Bolsonaro está contando uma mentira para insuflar seus fanáticos. E mentirosa é também a seguinte afirmação que fez sobre Barroso:
"No ano passado o Congresso ia aprovar o voto impresso numa PEC. O que o Barroso fez? Ele era presidente do TSE. Foi dentro do Parlamento, nem tentou fazer escondido, foi para dentro do Parlamento, reuniu-se com uma dezena de líderes e no dia seguinte vários líderes trocaram os integrantes da comissão de modo que eles votaram contra a PEC do voto impresso. É interferência direta. É uma interferência política, isso é um crime previsto na Constituição.

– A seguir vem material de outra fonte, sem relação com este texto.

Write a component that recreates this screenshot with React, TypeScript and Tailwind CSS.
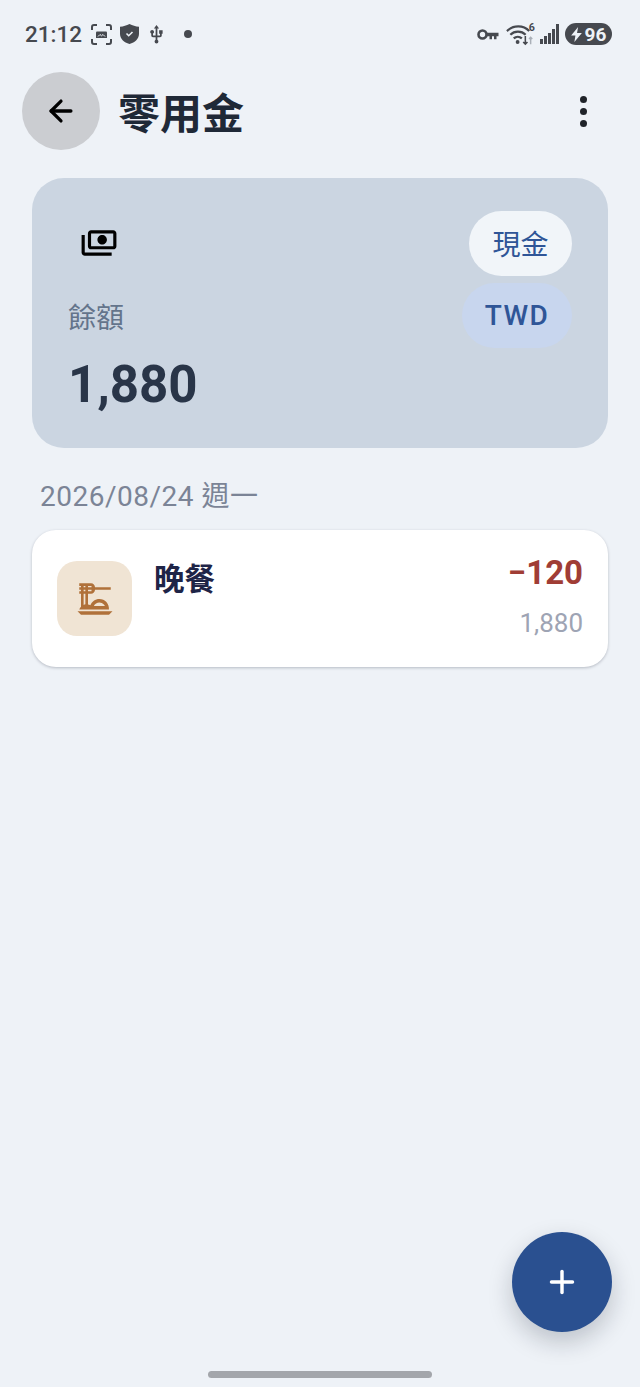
import { ArrowLeft, Plus } from "lucide-react";
import { MdOutlineDinnerDining, MdOutlinePayments, MdUsb } from "react-icons/md";

const FONT = "font-['Roboto','Noto_Sans_CJK_TC',sans-serif]";

function StatusBar() {
  return (
    <div className="flex h-[68px] items-center justify-between pl-[25px] pr-[28px] text-[#46494f]">
      <div className="flex items-center">
        <span className="w-[56px] text-[22.500px] font-medium leading-none">21:12</span>
        <svg className="ml-[9px]" width="23" height="23" viewBox="0 0 23 23" fill="none" stroke="currentColor" strokeWidth="2">
          <path d="M2 7V4a2 2 0 0 1 2-2h3M16 2h3a2 2 0 0 1 2 2v3M21 16v3a2 2 0 0 1-2 2h-3M7 21H4a2 2 0 0 1-2-2v-3" />
          <path d="M7 8.500h9a1 1 0 0 1 1 1V15H6V9.500a1 1 0 0 1 1-1z" fill="currentColor" stroke="none" />
          <path d="M8 13.500l2-2 1.500 1.300 1.500-1.300 2 2" stroke="#eef2f7" strokeWidth="1" />
        </svg>
        <svg className="ml-[6px]" width="21" height="22" viewBox="0 0 21 22">
          <path d="M10.500 1c3 1.600 6 2.400 9.500 2.800v7c0 5-4 8.700-9.500 10.200C5 19.500 1 15.800 1 10.800v-7C4.500 3.400 7.500 2.600 10.500 1z" fill="currentColor" />
          <path d="M7.500 10.500l2.200 2.200 3.800-3.700" fill="none" stroke="#eef2f7" strokeWidth="1.600" />
        </svg>
        <MdUsb className="ml-[6px]" size={21} />
        <span className="ml-[17px] h-[8px] w-[8px] rounded-full bg-[#46494f]" />
      </div>
      <div className="flex items-center">
        <svg width="22" height="13" viewBox="0 0 22 13" fill="none">
          <circle cx="5.500" cy="6.500" r="4" stroke="currentColor" strokeWidth="2.600" />
          <path d="M9 4.800h12.500v3.400h-2v3H17v-3h-2v3h-2.500v-3H9z" fill="currentColor" />
        </svg>
        <svg className="ml-[7px]" width="29" height="24" viewBox="0 0 30 24" fill="none" stroke="currentColor" strokeWidth="2.300">
          <path d="M1 9c6.500-6.500 17-6.500 23 0M4.500 12.800c4.300-4.300 11.500-4.300 15.800 0M8 16.500c2.400-2.200 6-2.200 8.400 0" />
          <circle cx="12" cy="20.300" r="2" fill="currentColor" stroke="none" />
          <path d="M20 14v8.500M17.800 20.200l2.200 2.300 2.200-2.300" strokeWidth="1.600" />
          <path d="M25.500 22.500v-7M23.800 17.200l1.700-1.700 1.700 1.700" strokeWidth="1.500" stroke="#aab0b8" />
          <text x="23.500" y="9" fontSize="11" fontWeight="700" fill="currentColor" stroke="none" fontFamily="Roboto">6</text>
        </svg>
        <div className="ml-[5px] flex h-[20px] items-end gap-[1px]">
          <span className="h-[5px] w-[3px] bg-current" />
          <span className="h-[8px] w-[3px] bg-current" />
          <span className="h-[11px] w-[3px] bg-current" />
          <span className="h-[15px] w-[3px] bg-current" />
          <span className="h-[20px] w-[3px] bg-current" />
        </div>
        <div className="ml-[6px] flex h-[22px] w-[47px] items-center justify-center gap-[3px] rounded-full bg-[#46494f] text-[#eef2f7]">
          <svg width="11" height="15" viewBox="0 0 10 14" fill="currentColor">
            <path d="M6.500 0L0 8h4l-1 6 7-8.500H5.500z" />
          </svg>
          <span className="text-[19px] font-bold leading-none">96</span>
        </div>
      </div>
    </div>
  );
}

function Header() {
  return (
    <div className="mt-[4px] flex h-[78px] items-center pl-[22px] pr-[53px]">
      <button className="flex h-[78px] w-[78px] items-center justify-center rounded-full bg-[#cbcdd1] text-black">
        <ArrowLeft size={34} strokeWidth={2.3} />
      </button>
      <h1 className="ml-[18px] mt-[8px] flex-1 text-[42px] font-bold leading-none text-[#1f2937]">零用金</h1>
      <div className="flex flex-col gap-[5px]">
        <span className="h-[7px] w-[7px] rounded-full bg-[#1f2329]" />
        <span className="h-[7px] w-[7px] rounded-full bg-[#1f2329]" />
        <span className="h-[7px] w-[7px] rounded-full bg-[#1f2329]" />
      </div>
    </div>
  );
}

function BalanceCard() {
  return (
    <div className="mx-[32px] mt-[28px] flex h-[270px] justify-between rounded-[32px] bg-[#cbd5e1] pl-[36px] pr-[36px] pt-[33px]">
      <div className="flex flex-col">
        <MdOutlinePayments size={38} className="ml-[12px] mt-[13px] -scale-x-100 text-black" />
        <span className="mt-[38px] text-[28px] leading-[38px] text-[#64748b]">餘額</span>
        <span className="mt-[17px] text-[51px] font-bold leading-[60px] text-[#293548]">1,880</span>
      </div>
      <div className="flex flex-col items-end gap-[7px]">
        <span className="flex h-[65px] w-[103px] items-center justify-center rounded-full bg-[#f1f5f9] pt-[4px] text-[28px] text-[#2f5597]">現金</span>
        <span className="flex h-[65px] w-[110px] items-center justify-center rounded-full bg-[#c8d6ee] text-[28px] font-medium tracking-[1.500px] text-[#2f5597]">TWD</span>
      </div>
    </div>
  );
}

function EntryRow() {
  return (
    <div className="mx-[32px] mt-[14px] flex h-[137px] rounded-[24px] bg-white pl-[25px] pr-[25px] pt-[31px] shadow-[0_1px_3px_rgba(15,23,42,0.25)]">
      <div className="flex h-[75px] w-[75px] items-center justify-center rounded-[20px] bg-[#f0e4d4]">
        <MdOutlineDinnerDining size={42} className="text-[#b0713a]" />
      </div>
      <span className="ml-[22px] mt-[-1px] flex-1 text-[30.500px] font-bold leading-[40px] text-[#1e2447]">晚餐</span>
      <div className="mt-[-10px] flex flex-col items-end">
        <span className="text-[33px] font-bold leading-[44px] text-[#a03d35]">−120</span>
        <span className="mt-[10px] text-[26px] leading-[36px] text-[#9ea4b4]">1,880</span>
      </div>
    </div>
  );
}

export default function App() {
  return (
    <div className={`relative h-[1387px] w-[640px] overflow-hidden bg-[#eef2f7] ${FONT}`}>
      <StatusBar />
      <Header />
      <BalanceCard />
      <div className="ml-[40px] mt-[30px] text-[28px] leading-[38px] tracking-[0.5px] text-[#7b8496]">2026/08/24 週一</div>
      <EntryRow />
      <button className="absolute left-[512px] top-[1232px] flex h-[100px] w-[100px] items-center justify-center rounded-full bg-[#2a5090] text-white shadow-[0_10px_24px_rgba(15,23,42,0.22)]">
        <Plus size={36} strokeWidth={2.3} />
      </button>
      <div className="absolute bottom-[9px] left-[208px] h-[7px] w-[224px] rounded-full bg-[#a3a6ab]" />
    </div>
  );
}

O Barroso é um criminoso. Tu é um mentiroso, um mentiroso"

O ministro repôs a verdade:
"Mentir precisa voltar a ser errado de novo. Compareci à Câmara dos Deputados, como presidente do TSE, para debater o voto impresso, atendendo a três convites oficiais. E foi a própria Câmara que derrotou a proposta de retrocesso. Mas sempre haverá maus perdedores."

É precisamente isso o que aconteceu. Como até Bolsonaro admite, o magistrado não se meteu na Câmara de maneira sorrateira, em reuniões secretas, para tramar contra o voto impresso. Lá esteve porque convidado. E, sim, respondeu às indagações dos senhores deputados, fazendo, e era seu papel, a defesa do voto eletrônico, evidenciando a sua segurança.

Ocorre que os ministros não votaram. A decisão coube aos senhores deputados. Waldemar Costa Neto, que preside o partido no qual Bolsonaro está agora, gravou um vídeo entusiasmado em favor do atual sistema de votação e lembrou que Bolsonaro e seus filhos foram eleitos com as urnas eletrônicas.

Que poder secreto, Santo Deus?, teria Barroso para forçar os parlamentares a mudar de ideia?

Presidente Jair Bolsonaro, tente, ao menos uma vez na vida, nem que seja para experimentar a sensação, falar a verdade. Não custa, o senhor já está velho, mas nunca é tarde. Depois nos conta como foi a experiência inédita.